Son muchas las cosas mediterráneas que me enamoran. Hasta, pese a ser vasco (ya se sabe: el verde de los montes, los pastos, los helechos, las hayas, los robles, los ríos caudalosos y todo eso), he llegado a entender el encanto que encierran los paisajes arcillosos y secos que otean el Mare Nostrum. Es otra estética; ni mejor ni peor. Allá por la montaña y la costa de Alicante, donde paso buena parte del año, se vive bastante bien, se come a gusto –a mí me gustan mucho los arroces, pero tienen otras especialidades muy notables– y la gente es, por lo general, cachazuda y divertida.
Hechas ya todas estas advertencias laudatorias, estoy en condiciones de decir que lo que llevo mal es el gusto generalizado de las poblaciones mediterráneas por la pólvora, las tracas, los petardos, las carretillas, las fallas, las fogueres y, en general, por el ruido, el fuego y todos sus artificios asociados. No es sólo que lo lleve mal; es que, además, me asusta. Estuve una vez en la Nit de l’Albà, de Elche, y salí espeluznado. Hubo un muerto y decenas de heridos.

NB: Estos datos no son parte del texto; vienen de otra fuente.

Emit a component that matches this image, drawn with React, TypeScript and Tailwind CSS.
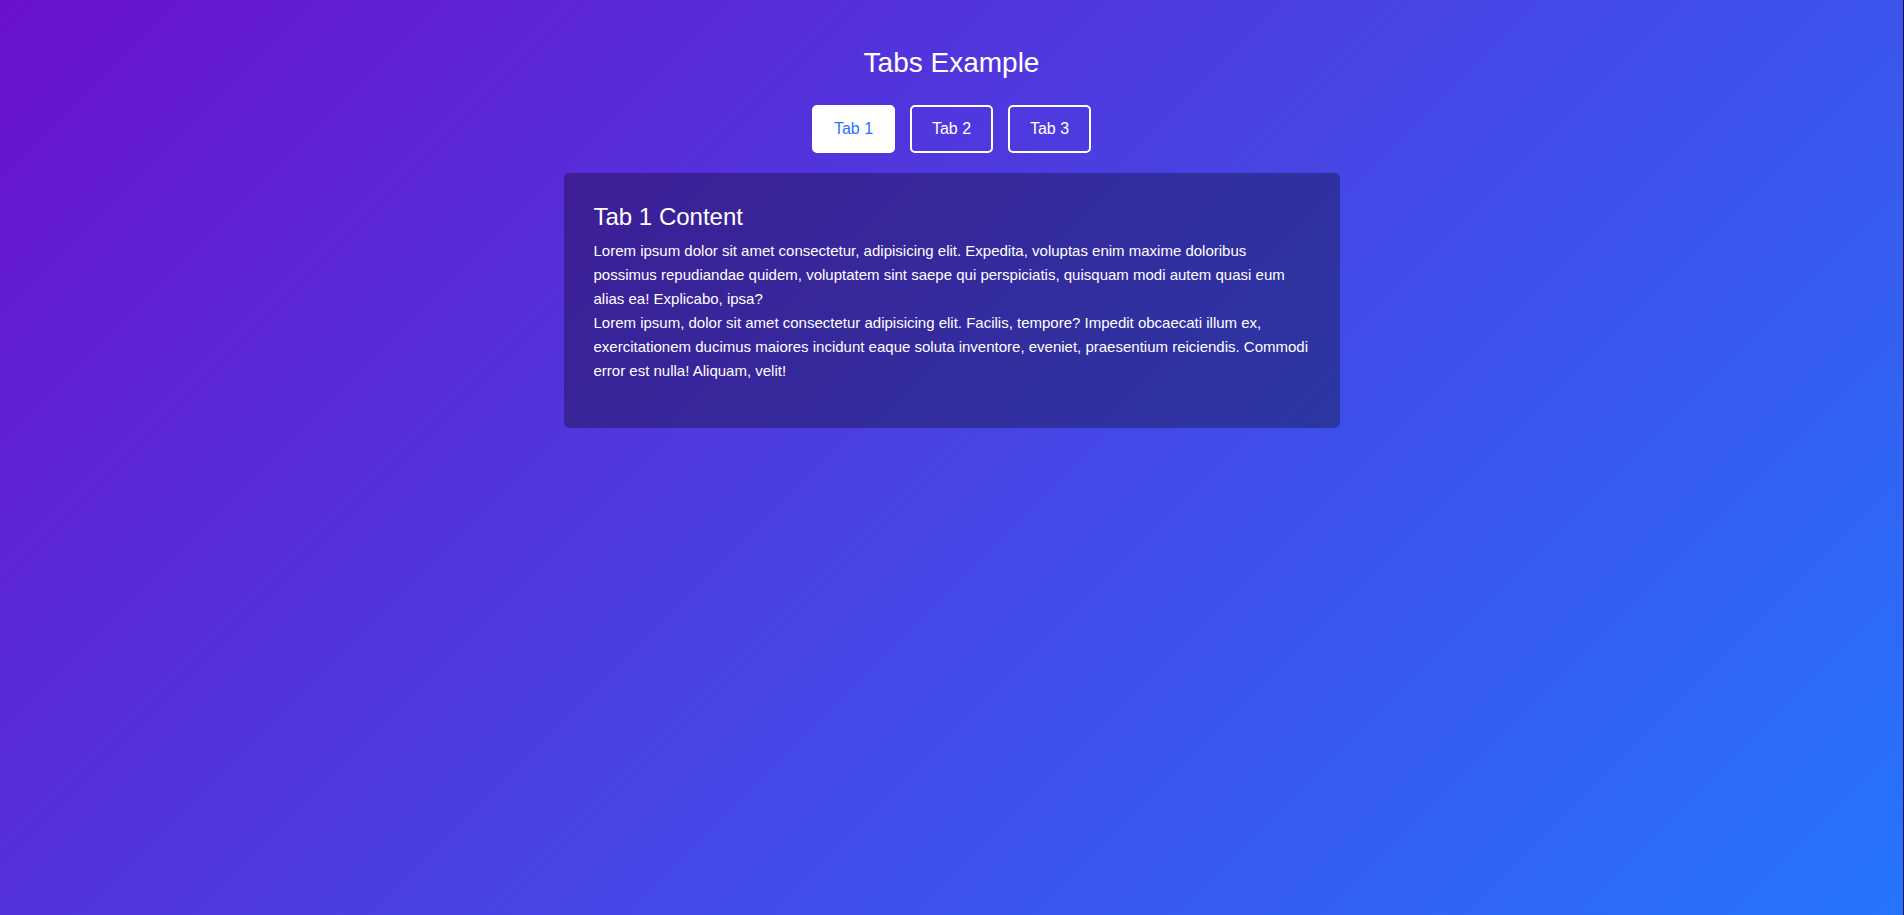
import React, { useState } from "react";

const tabs = [
  {
    title: "Tab 1 Content",
    lines: [
      "Lorem ipsum dolor sit amet consectetur, adipisicing elit. Expedita, voluptas enim maxime doloribus possimus repudiandae quidem, voluptatem sint saepe qui perspiciatis, quisquam modi autem quasi eum alias ea! Explicabo, ipsa?",
      "Lorem ipsum, dolor sit amet consectetur adipisicing elit. Facilis, tempore? Impedit obcaecati illum ex, exercitationem ducimus maiores incidunt eaque soluta inventore, eveniet, praesentium reiciendis. Commodi error est nulla! Aliquam, velit!",
    ],
  },
  {
    title: "Tab 2 Content",
    lines: [
      "Lorem ipsum dolor sit amet consectetur adipisicing elit. Quae, voluptatibus.",
    ],
  },
  {
    title: "Tab 3 Content",
    lines: [
      "Lorem ipsum dolor sit amet consectetur adipisicing elit. Dolorum, similique.",
    ],
  },
];

export default function App() {
  const [active, setActive] = useState(0);
  const t = tabs[active];
  return (
    <div
      className="min-h-screen w-full bg-[linear-gradient(135deg,#6a11cb,#2575fc)] border-r border-black/60 text-white pt-[46px] flex flex-col items-center"
      style={{ fontFamily: '"Liberation Sans", Arial, sans-serif' }}
    >
      <h1 className="text-[28px] leading-[34px] font-normal mb-[25px]">Tabs Example</h1>
      <div className="flex gap-[15px] mb-[20px]">
        {tabs.map((_, i) => (
          <button
            key={i}
            onClick={() => setActive(i)}
            className={
              i === active
                ? "w-[83px] h-[48px] text-center text-[16px] leading-[24px] rounded-[5px] border-2 border-white bg-white text-[#2575fc] cursor-pointer"
                : "w-[83px] h-[48px] text-center text-[16px] leading-[24px] rounded-[5px] border-2 border-white bg-transparent text-white cursor-pointer"
            }
          >
            Tab {i + 1}
          </button>
        ))}
      </div>
      <div className="w-[776px] rounded-[5px] bg-black/30 pt-[30px] px-[30px] pb-[45px]">
        <h2 className="text-[24px] leading-[28px] font-normal mb-[8px]">{t.title}</h2>
        <p className="text-[15px] leading-[24px]">
          {t.lines.map((l, i) => (
            <React.Fragment key={i}>
              {i > 0 && <br />}
              {l}
            </React.Fragment>
          ))}
        </p>
      </div>
    </div>
  );
}
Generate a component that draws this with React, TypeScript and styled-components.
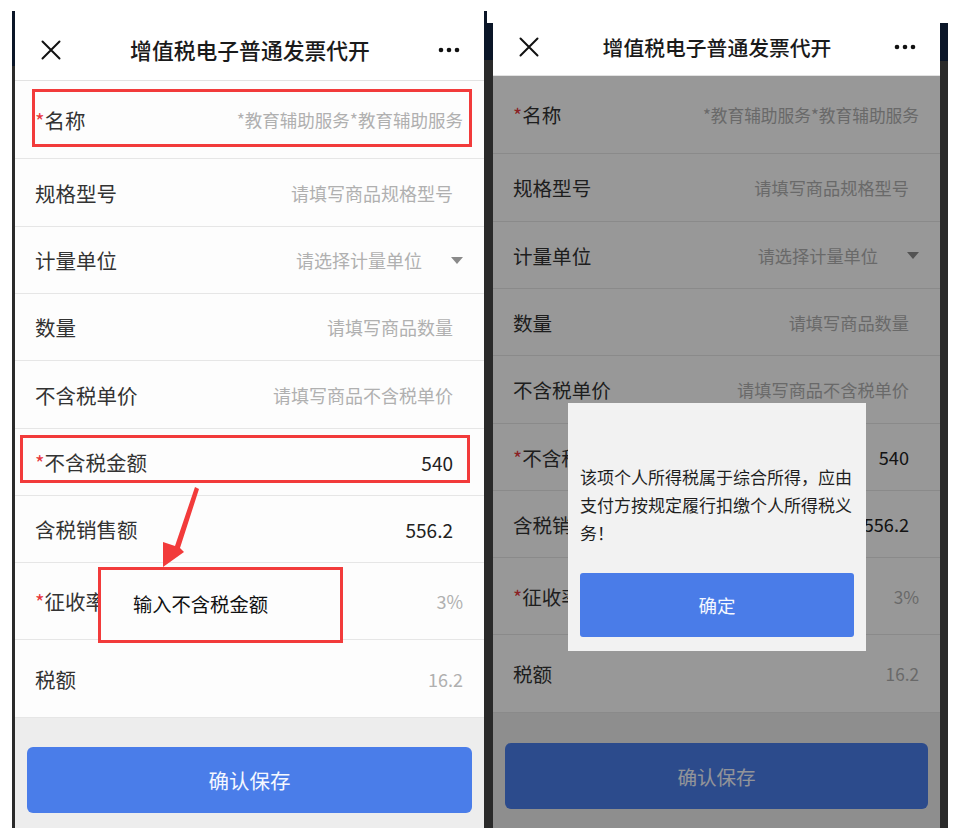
import React from 'react'
import styled, { createGlobalStyle } from 'styled-components'

const GlobalStyle = createGlobalStyle`
  html, body { margin: 0; padding: 0; background: #fff; }
  body { font-family: "Noto Sans CJK SC", "Noto Sans", sans-serif; -webkit-font-smoothing: antialiased; }
`

type Row = { label: string; value: string; required?: boolean; tone: 'hint' | 'text'; inset?: boolean; select?: boolean; small?: boolean; h: number }

const rows: Row[] = [
  { label: '名称', required: true, value: '*教育辅助服务*教育辅助服务', tone: 'hint', small: true, h: 78 },
  { label: '规格型号', value: '请填写商品规格型号', tone: 'hint', inset: true, h: 68 },
  { label: '计量单位', value: '请选择计量单位', tone: 'hint', select: true, h: 67 },
  { label: '数量', value: '请填写商品数量', tone: 'hint', inset: true, h: 67 },
  { label: '不含税单价', value: '请填写商品不含税单价', tone: 'hint', inset: true, h: 68 },
  { label: '不含税金额', required: true, value: '540', tone: 'text', inset: true, h: 67 },
  { label: '含税销售额', value: '556.2', tone: 'text', inset: true, h: 67 },
  { label: '征收率', required: true, value: '3%', tone: 'hint', h: 77 },
  { label: '税额', value: '16.2', tone: 'hint', h: 78 },
]

const Page = styled.div`
  width: 964px;
  height: 839px;
  overflow: hidden;
  display: flex;
  align-items: flex-start;
  padding-left: 12px;
  box-sizing: border-box;
`

const Shot = styled.div<{ $top: number }>`
  display: flex;
  margin-top: ${p => p.$top}px;
  height: ${p => 828 - p.$top}px;
`

const Bezel = styled.div<{ $w: number; $navy: number }>`
  width: ${p => p.$w}px;
  height: 100%;
  background: linear-gradient(to bottom, #0b1628 0, #0b1628 ${p => p.$navy}px, #2a2a2a ${p => p.$navy}px);
`

const Screen = styled.div<{ $w: number; $fs: number }>`
  --fs: ${p => p.$fs};
  position: relative;
  width: ${p => p.$w}px;
  height: 100%;
  display: flex;
  flex-direction: column;
  background: #fdfdfd;
  overflow: hidden;
`

const Header = styled.div<{ $h: number; $padTop: number; $padBottom: number }>`
  height: ${p => p.$h}px;
  box-sizing: border-box;
  padding: ${p => p.$padTop}px 24px ${p => p.$padBottom}px 25px;
  display: flex;
  align-items: center;
  background: #fff;
  border-bottom: 1px solid #e2e2e2;
`

const HeaderSlot = styled.div`
  width: 22px;
  display: flex;
  align-items: center;
  justify-content: center;
`

const Title = styled.div`
  flex: 1;
  text-align: center;
  font-size: calc(var(--fs) * 21.8px);
  font-weight: 500;
  color: #1a1a1a;
`

const FieldRow = styled.div<{ $h: number }>`
  height: ${p => p.$h}px;
  box-sizing: border-box;
  flex-shrink: 0;
  display: flex;
  align-items: center;
  justify-content: space-between;
  padding: 0 21px 0 20px;
  border-bottom: 1px solid #e6e6e6;
  background: #fdfdfd;
`

const Label = styled.div`
  font-size: calc(var(--fs) * 20.5px);
  color: #333;
  white-space: nowrap;
`

const Star = styled.span`
  color: #e8383d;
`

const Value = styled.div<{ $tone: 'hint' | 'text'; $inset?: boolean; $small?: boolean }>`
  display: flex;
  align-items: center;
  gap: 29px;
  margin-right: ${p => (p.$inset ? 10 : 0)}px;
  white-space: nowrap;
  color: ${p => (p.$tone === 'hint' ? '#b0b0b0' : '#222')};
  font-size: calc(var(--fs) * ${p => (p.$tone === 'text' ? 19 : p.$small ? 17.5 : 18)}px);
`

const Caret = styled.span`
  width: 0;
  height: 0;
  border-left: 6px solid transparent;
  border-right: 6px solid transparent;
  border-top: 7px solid #8a8a8a;
`

const Footer = styled.div<{ $padTop: number }>`
  flex: 1;
  background: #ededed;
  padding: ${p => p.$padTop}px 12px 0;
`

const SaveButton = styled.div`
  height: 66px;
  border-radius: 6px;
  background: #4a7de9;
  color: #f4f7ff;
  display: flex;
  align-items: center;
  justify-content: center;
  font-size: calc(var(--fs) * 20.5px);
`

const Dim = styled.div<{ $top: number }>`
  position: absolute;
  left: 0;
  right: 0;
  top: ${p => p.$top}px;
  bottom: 0;
  background: rgba(0, 0, 0, 0.4);
`

const Dialog = styled.div`
  position: absolute;
  left: 75px;
  top: 380px;
  width: 298px;
  height: 248px;
  box-sizing: border-box;
  background: #f2f2f2;
  padding: 60px 12px 14px;
  display: flex;
  flex-direction: column;
`

const DialogText = styled.div`
  font-size: 17px;
  line-height: 28px;
  color: #1f1f1f;
  height: 84px;
`

const DialogButton = styled.div`
  margin-top: 26px;
  height: 64px;
  border-radius: 3px;
  background: #4a7ce8;
  color: #f4f7ff;
  font-size: 18.5px;
  display: flex;
  align-items: center;
  justify-content: center;
`

const Callout = styled.div<{ $x: number; $y: number; $w: number; $h: number; $fill?: boolean }>`
  position: absolute;
  left: ${p => p.$x}px;
  top: ${p => p.$y}px;
  width: ${p => p.$w}px;
  height: ${p => p.$h}px;
  box-sizing: border-box;
  border: 3px solid #f23b3b;
  background: ${p => (p.$fill ? '#fdfdfd' : 'transparent')};
  padding: 20px 0 0 32px;
  font-size: 19.3px;
  color: #111;
`

const Arrow = styled.svg`
  position: absolute;
  left: 140px;
  top: 466px;
`

const CloseIcon = () => (
  <svg width="20" height="20" viewBox="0 0 20 20">
    <path d="M1.5 1.5 L18.5 18.5 M18.5 1.5 L1.5 18.5" stroke="#111" strokeWidth="2" strokeLinecap="round" />
  </svg>
)

const MoreIcon = () => (
  <svg width="22" height="6" viewBox="0 0 22 6">
    <circle cx="3" cy="3" r="2.3" fill="#111" />
    <circle cx="11" cy="3" r="2.3" fill="#111" />
    <circle cx="19" cy="3" r="2.3" fill="#111" />
  </svg>
)

type ScreenProps = {
  width: number
  fs: number
  headerH: number
  headerPadTop: number
  headerPadBottom: number
  footerPadTop: number
  children?: React.ReactNode
}

function InvoiceScreen({ width, fs, headerH, headerPadTop, headerPadBottom, footerPadTop, children }: ScreenProps) {
  return (
    <Screen $w={width} $fs={fs}>
      <Header $h={headerH} $padTop={headerPadTop} $padBottom={headerPadBottom}>
        <HeaderSlot><CloseIcon /></HeaderSlot>
        <Title>增值税电子普通发票代开</Title>
        <HeaderSlot><MoreIcon /></HeaderSlot>
      </Header>
      {rows.map(r => (
        <FieldRow key={r.label} $h={r.h}>
          <Label>{r.required && <Star>*</Star>}{r.label}</Label>
          <Value $tone={r.tone} $inset={r.inset} $small={r.small}>
            {r.value}
            {r.select && <Caret />}
          </Value>
        </FieldRow>
      ))}
      <Footer $padTop={footerPadTop}>
        <SaveButton>确认保存</SaveButton>
      </Footer>
      {children}
    </Screen>
  )
}

export default function App() {
  return (
    <>
      <GlobalStyle />
      <Page>
        <Shot $top={11}>
          <Bezel $w={3} $navy={55} />
          <InvoiceScreen width={469} fs={1} headerH={70} headerPadTop={8} headerPadBottom={0} footerPadTop={29}>
            <Callout $x={17} $y={78} $w={440} $h={58} />
            <Callout $x={5} $y={424} $w={450} $h={48} />
            <Callout $x={83} $y={556} $w={245} $h={76} $fill>输入不含税金额</Callout>
            <Arrow width="50" height="95" viewBox="0 0 50 95">
              <polygon points="40,10 44,12 25,71 29,75 8,90 8,65 20,69" fill="#f23b3b" />
            </Arrow>
          </InvoiceScreen>
          <Bezel $w={3} $navy={49} />
        </Shot>
        <Shot $top={23}>
          <Bezel $w={6} $navy={37} />
          <InvoiceScreen width={447} fs={0.955} headerH={53} headerPadTop={0} headerPadBottom={4} footerPadTop={30}>
            <Dim $top={53} />
            <Dialog>
              <DialogText>该项个人所得税属于综合所得，应由支付方按规定履行扣缴个人所得税义务！</DialogText>
              <DialogButton>确定</DialogButton>
            </Dialog>
          </InvoiceScreen>
          <Bezel $w={8} $navy={38} />
        </Shot>
      </Page>
    </>
  )
}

La Unión Europea ha aprobado una directiva sobre artefactos pirotécnicos, destinada a asegurar la integridad física de las personas vecinas a su uso, y medio Mediterráneo ha montado en cólera, diciendo que la gente del norte de Europa no entiende las tradiciones culturales del sur, tan ligadas a la pólvora. Deben de pensarse que Alfred Nobel nació en Valencia.
Utilizar las tradiciones culturales históricas como excusa es un recurso que ya empieza a oler. Vale; matamos toros por tradición, tiramos cabras desde los campanarios por tradición y dejamos que los críos se quemen con la pólvora por tradición. Fantástico.
Javier Ortiz. El dedo en la llaga, diario Público (23 de febrero de 2009).